Justice Clarence Thomas agreed with both the majority and Justice Gorsuch, stating in a concurrence, “[I]t is abundantly clear that the university respondents’ racial categories are vastly oversimplistic.”

Justice Sonia Sotomayor, on the other hand, defended the categories in her dissent. First, she noted that the categories are used across the federal government, including, for example, by the U.S. Census Bureau, in ways that “[s]urely” are not “constitutionally suspect.” Next, she argued that there was nothing in the record indicating that students were unable to identify their own races in a satisfactory way using the existing race and ethnicity categories. “There is no evidence that the racial categories that respondents use are unworkable,” Justice Sotomayor stated.

Key Takeaways

There has been a renewed focus on the government’s race and ethnicity categories over the past year. OMB’s working group and the Supreme Court’s most recent affirmative action decision shed more light on the debate over the potential benefits and shortcomings of the existing categories.
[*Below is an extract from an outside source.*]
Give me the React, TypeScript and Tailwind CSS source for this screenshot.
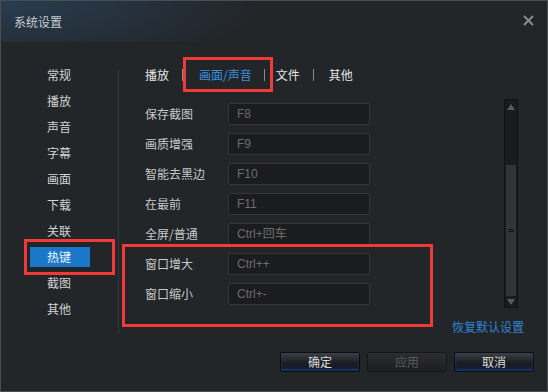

This debate may have real implications for employers that use these categories for compliance and recordkeeping purposes. Covered contractors with affirmative action obligations and employers with one hundred or more employees may want to closely monitor the working group for additional developments because the working group’s anticipated revisions will certainly impact the self-identification categories that employers use for compliance and recordkeeping purposes. In addition, employers may want to consider evaluating whether the government’s categories actually help them with their DEI initiatives, or if providing additional categories for self-identification purposes might be prudent.